There has been no coordinated national plan involving Commonwealth and state governments, nor substantial or consistent Commonwealth funding available, for the teaching of Asian languages (including Indonesian) in schools since the end of the National Asian Languages and Studies in Schools Program (NALSSP) in 2012. There has been nothing to properly incentivise schools to teach Asian languages since the demise of the National Asian Languages and Studies in Australian Schools Strategy (NALSAS) in 2002. Any Australian government intent on seriously moving the needle on the number of Australian school students studying Indonesian at school would need, at minimum, to restore public funding to something like the level that prevailed under NALSAS between 1995-2002, that is ~$60 million per year (in 2022 dollars).
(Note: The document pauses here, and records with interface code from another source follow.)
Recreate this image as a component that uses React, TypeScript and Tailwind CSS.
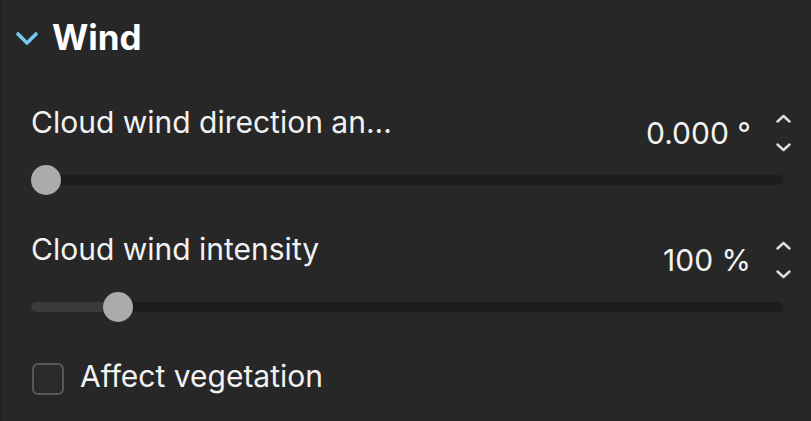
import { useState } from "react";

function Spinner() {
  return (
    <div className="flex h-[38px] w-[16px] flex-col items-center justify-between">
      <svg width="15" height="9" viewBox="0 0 15 9" fill="none">
        <path d="M1.5 7.5 L7.5 2 L13.5 7.5" stroke="#dedede" strokeWidth="2.4" strokeLinecap="round" strokeLinejoin="round" />
      </svg>
      <svg width="15" height="9" viewBox="0 0 15 9" fill="none">
        <path d="M1.5 1.5 L7.5 7 L13.5 1.5" stroke="#dedede" strokeWidth="2.4" strokeLinecap="round" strokeLinejoin="round" />
      </svg>
    </div>
  );
}

function SliderRow({ label, value, pct }: { label: string; value: string; pct: number }) {
  return (
    <div className="flex flex-col">
      <div className="flex h-[48px] items-start justify-between">
        <span className="text-[30px] leading-[36px] text-[#f2f2f2]">{label}</span>
        <div className="flex items-start">
          <span className="mt-[11px] text-[30px] leading-[36px] text-[#f2f2f2]">{value}</span>
          <div className="ml-[24px] mr-[20px] mt-[10px]">
            <Spinner />
          </div>
        </div>
      </div>
      <div className="relative mr-[28px] mt-[23px] h-[10px] rounded-full bg-[#1d1d1d]">
        <div className="h-full rounded-full bg-[#3b3b3b]" style={{ width: `${pct}%` }} />
        <div
          className="absolute top-1/2 h-[30px] w-[30px] -translate-x-1/2 -translate-y-1/2 rounded-full bg-[#ababab]"
          style={{ left: `calc(15px + (100% - 30px) * ${pct / 100})` }}
        />
      </div>
    </div>
  );
}

export default function App() {
  const [checked, setChecked] = useState(false);
  return (
    <div
      className="h-[421px] w-[811px] overflow-hidden border-l border-[#1f1f1f] bg-[#272727] text-white"
      style={{ fontFamily: "Inter, 'Noto Sans', sans-serif" }}
    >
      <div className="flex items-center pl-[14px] pt-[16px]">
        <svg width="24" height="16" viewBox="0 0 24 16" fill="none" className="mt-[3px]">
          <path d="M3 3 L12 12 L21 3" stroke="#74c8f0" strokeWidth="3.6" strokeLinecap="round" strokeLinejoin="round" />
        </svg>
        <span className="ml-[13px] text-[35px] font-bold leading-[42px]">Wind</span>
      </div>
      <div className="mt-[46px] flex flex-col gap-[46px] pl-[30px]">
        <SliderRow label="Cloud wind direction an..." value="0.000 °" pct={0} />
        <SliderRow label="Cloud wind intensity" value="100 %" pct={10} />
      </div>
      <label className="mt-[46px] flex items-start pl-[31px]">
        <button
          onClick={() => setChecked(!checked)}
          className="mt-[5px] h-[32px] w-[32px] rounded-[6px] border-2 border-[#585858] bg-[#2a2a2a]"
        />
        <span className="ml-[16px] text-[30px] leading-[36px] text-[#f2f2f2]">Affect vegetation</span>
      </label>
    </div>
  );
}
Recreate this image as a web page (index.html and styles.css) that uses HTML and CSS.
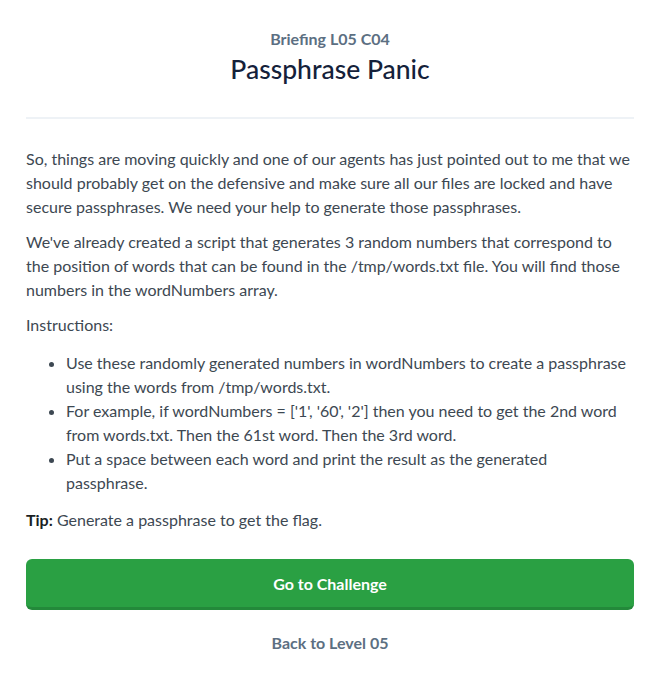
FILE: index.html
```html
<!DOCTYPE html>
<html>
<head>
<meta charset="utf-8">
<link rel="stylesheet" href="styles.css">
</head>
<body>
<div class="page">
  <header class="head">
    <div class="kicker">Briefing L05 C04</div>
    <h1 class="title">Passphrase Panic</h1>
  </header>
  <div class="body">
    <p>So, things are moving quickly and one of our agents has just pointed out to me that we should probably get on the defensive and make sure all our files are locked and have secure passphrases. We need your help to generate those passphrases.</p>
    <p>We've already created a script that generates 3 random numbers that correspond to the position of words that can be found in the /tmp/words.txt file. You will find those numbers in the wordNumbers array.</p>
    <p>Instructions:</p>
    <ul>
      <li>Use these randomly generated numbers in wordNumbers to create a passphrase using the words from /tmp/words.txt.</li>
      <li>For example, if wordNumbers = ['1', '60', '2'] then you need to get the 2nd word from words.txt. Then the 61st word. Then the 3rd word.</li>
      <li>Put a space between each word and print the result as the generated passphrase.</li>
    </ul>
    <p><strong>Tip:</strong> Generate a passphrase to get the flag.</p>
  </div>
  <a class="btn" href="#">Go to Challenge</a>
  <a class="back" href="#">Back to Level 05</a>
</div>
</body>
</html>
```
FILE: styles.css
```css
html, body {
  margin: 0;
  padding: 0;
  background: #fff;
}
body {
  font-family: "Lato", "Open Sans", sans-serif;
  color: #3d4852;
}
.page {
  padding: 28px 27px 0 26px;
  display: flex;
  flex-direction: column;
}
.head {
  text-align: center;
  border-bottom: 2px solid #eef2f6;
  padding-bottom: 32px;
}
.kicker {
  font-size: 16px;
  font-weight: 700;
  color: #5c6f82;
  line-height: 22px;
}
.title {
  margin: 3px 0 0;
  font-size: 26.5px;
  font-weight: 500;
  color: #14213a;
  line-height: 32px;
}
.body {
  padding-top: 28px;
  font-size: 16px;
  line-height: 24px;
}
.body p {
  margin: 0 0 11px;
}
.body ul {
  margin: 14px 0 13px;
  padding-left: 40px;
  padding-right: 5px;
}
.body strong {
  color: #1a1f24;
  font-weight: 700;
}
.btn {
  display: block;
  margin-top: 16px;
  height: 48px;
  line-height: 50px;
  background: #2aa043;
  border-bottom: 3px solid #23893a;
  border-radius: 6px;
  color: #fff;
  font-weight: 700;
  font-size: 16px;
  text-align: center;
  text-decoration: none;
}
.back {
  display: block;
  margin-top: 22px;
  text-align: center;
  color: #5c6f82;
  font-weight: 700;
  font-size: 16px;
  line-height: 22px;
  text-decoration: none;
}
```
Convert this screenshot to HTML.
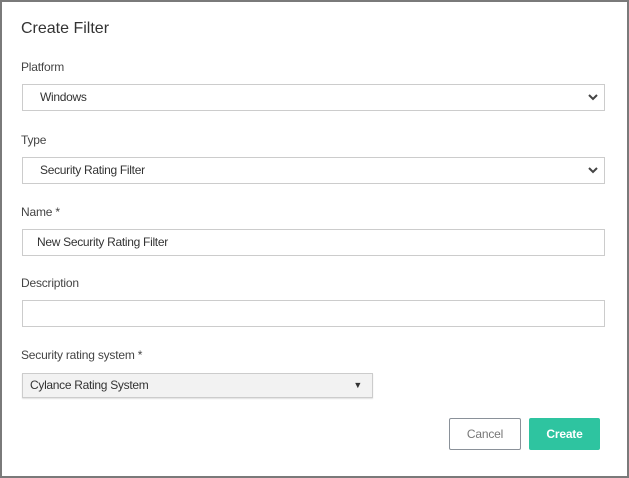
<!DOCTYPE html>
<html><head><style>
*{box-sizing:border-box;margin:0;padding:0}
body{width:629px;height:478px;background:#fff;font-family:"Liberation Sans",sans-serif;position:relative;overflow:hidden}
.frame{position:absolute;left:0;top:0;width:629px;height:478px;border:2px solid #7a7a7a}
.t{position:absolute;color:#333}
.lbl{position:absolute;left:21px;font-size:12px;color:#444;letter-spacing:-0.2px}
.box{position:absolute;left:22px;width:583px;height:27px;border:1px solid #ccc;background:#fff;font-size:12px;color:#333;padding-left:17px;line-height:25px;letter-spacing:-0.3px}
.chev{position:absolute;right:6px;top:8px}
.btn{position:absolute;top:418px;height:32px;font-size:12px;line-height:30px;text-align:center;border-radius:2px;letter-spacing:-0.2px}
</style></head><body>
<div class="frame"></div>
<div class="t" style="left:21px;top:20px;font-size:16px;color:#333">Create Filter</div>
<div class="lbl" style="top:60px">Platform</div>
<div class="box" style="top:84px">Windows<svg class="chev" width="10" height="8" viewBox="0 0 10 8"><path d="M1 2l4 4 4-4" stroke="#444" stroke-width="2" fill="none"/></svg></div>
<div class="lbl" style="top:133px">Type</div>
<div class="box" style="top:157px">Security Rating Filter<svg class="chev" width="10" height="8" viewBox="0 0 10 8"><path d="M1 2l4 4 4-4" stroke="#444" stroke-width="2" fill="none"/></svg></div>
<div class="lbl" style="top:205px">Name *</div>
<div class="box" style="top:229px;padding-left:14px">New Security Rating Filter</div>
<div class="lbl" style="top:276px">Description</div>
<div class="box" style="top:300px"></div>
<div class="lbl" style="top:348px">Security rating system *</div>
<div style="position:absolute;left:22px;top:373px;width:351px;height:25px;border:1px solid #ccc;background:#f2f2f2;box-shadow:0 1px 1px rgba(0,0,0,.12);font-size:12px;color:#333;padding-left:7px;line-height:23px;letter-spacing:-0.3px">Cylance Rating System<span style="position:absolute;right:10px;top:0;font-size:9px">▼</span></div>
<div class="btn" style="left:449px;width:72px;border:1px solid #8a9199;color:#777;background:#fff">Cancel</div>
<div class="btn" style="left:529px;width:71px;background:#2ec4a0;color:#fff;font-weight:bold;line-height:32px">Create</div>
</body></html>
The obvious next question is “Why does Indonesian language education in Australia require government support?” The answer is that, sadly, history shows teaching and learning of Indonesian in Australia at scale has never been self-sustaining in the absence of government funding. This is due to a deep-seated and persistent cultural ambivalence among the Australian population towards language learning and second language acquisition in general—and towards Indonesia and Indonesian in particular. Demographic change within the Australian population may slowly shift the culture away from monolingualism. However, raising the status of Indonesian language within the Australian public imagination is going to take creative cultural engineering and some significant cultural breakthrough moments—i.e. a “Gangnam Style” moment for Indonesian in Australia.

This article is adapted from a submission made to the Asia Education Foundation (AEF) in July 2021 as part of the consultation process for the AEF’s Why Indonesia Matters in Our Schools: A Rationale for Indonesian Language and Studies in Australian Education project. The project was funded by the Department of Foreign Affairs and Trade’s Australia Indonesia Institute (AII).

Liam Prince is the director of the Australian Consortium for In-Country Indonesian Studies (ACICIS).